> WORK TO DO
In the listing below, locate the lines that hold "with" and copy them.

....

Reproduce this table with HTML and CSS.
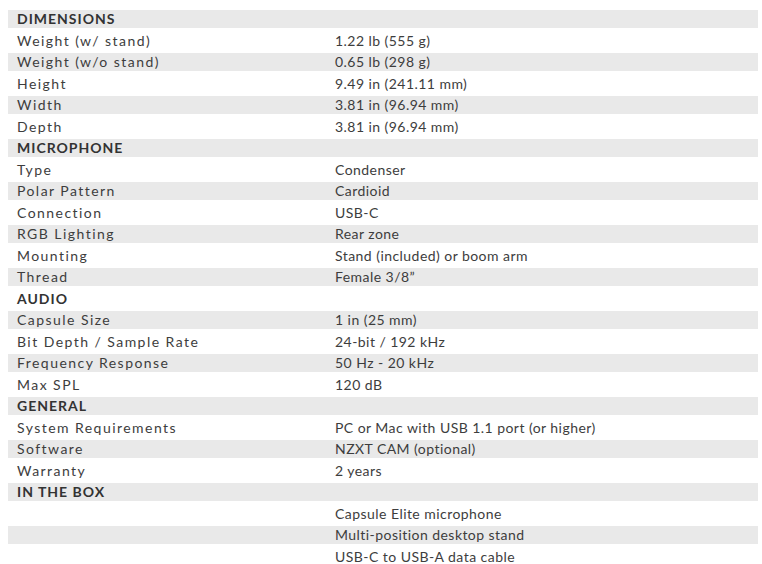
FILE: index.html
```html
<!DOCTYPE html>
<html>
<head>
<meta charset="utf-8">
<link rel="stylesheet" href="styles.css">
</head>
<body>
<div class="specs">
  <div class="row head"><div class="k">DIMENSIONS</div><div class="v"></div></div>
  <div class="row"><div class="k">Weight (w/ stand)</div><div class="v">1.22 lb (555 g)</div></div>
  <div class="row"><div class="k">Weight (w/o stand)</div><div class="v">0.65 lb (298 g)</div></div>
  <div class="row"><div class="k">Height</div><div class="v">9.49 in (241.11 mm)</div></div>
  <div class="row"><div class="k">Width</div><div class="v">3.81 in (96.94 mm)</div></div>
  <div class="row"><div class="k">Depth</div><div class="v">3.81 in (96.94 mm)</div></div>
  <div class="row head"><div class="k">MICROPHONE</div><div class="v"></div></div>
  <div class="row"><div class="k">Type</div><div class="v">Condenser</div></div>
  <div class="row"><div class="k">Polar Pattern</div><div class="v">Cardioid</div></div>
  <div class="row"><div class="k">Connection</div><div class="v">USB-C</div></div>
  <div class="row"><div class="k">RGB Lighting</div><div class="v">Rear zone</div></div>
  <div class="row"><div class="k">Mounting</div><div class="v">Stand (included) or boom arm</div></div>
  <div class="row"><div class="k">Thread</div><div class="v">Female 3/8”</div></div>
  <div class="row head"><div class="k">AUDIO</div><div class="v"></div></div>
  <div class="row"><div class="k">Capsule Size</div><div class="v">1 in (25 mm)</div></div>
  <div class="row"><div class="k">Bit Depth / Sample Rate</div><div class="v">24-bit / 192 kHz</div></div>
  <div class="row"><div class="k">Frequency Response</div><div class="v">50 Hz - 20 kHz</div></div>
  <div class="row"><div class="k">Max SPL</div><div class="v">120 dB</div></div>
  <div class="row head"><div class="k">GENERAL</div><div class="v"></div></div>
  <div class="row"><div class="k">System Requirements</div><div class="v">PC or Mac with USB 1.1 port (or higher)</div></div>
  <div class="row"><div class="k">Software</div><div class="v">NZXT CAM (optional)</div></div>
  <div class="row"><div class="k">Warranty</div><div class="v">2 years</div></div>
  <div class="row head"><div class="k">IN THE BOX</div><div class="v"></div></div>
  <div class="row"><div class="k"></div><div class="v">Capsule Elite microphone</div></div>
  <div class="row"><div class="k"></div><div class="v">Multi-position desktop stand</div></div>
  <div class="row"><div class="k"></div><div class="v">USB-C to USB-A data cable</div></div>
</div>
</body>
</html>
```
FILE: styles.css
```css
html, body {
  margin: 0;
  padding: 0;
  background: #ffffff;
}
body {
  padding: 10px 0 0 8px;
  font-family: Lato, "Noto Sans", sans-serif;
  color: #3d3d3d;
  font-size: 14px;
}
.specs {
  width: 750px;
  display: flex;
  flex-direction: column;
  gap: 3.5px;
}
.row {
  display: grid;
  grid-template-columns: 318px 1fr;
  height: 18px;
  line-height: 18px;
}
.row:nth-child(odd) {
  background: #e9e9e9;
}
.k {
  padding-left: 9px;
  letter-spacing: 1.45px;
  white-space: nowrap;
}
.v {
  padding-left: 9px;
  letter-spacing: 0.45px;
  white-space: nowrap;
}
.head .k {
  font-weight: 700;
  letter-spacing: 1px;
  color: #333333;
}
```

....

> SOLUTION TO THIS TASK
Reproduce this table with HTML and CSS.
  <div class="row"><div class="k">System Requirements</div><div class="v">PC or Mac with USB 1.1 port (or higher)</div></div>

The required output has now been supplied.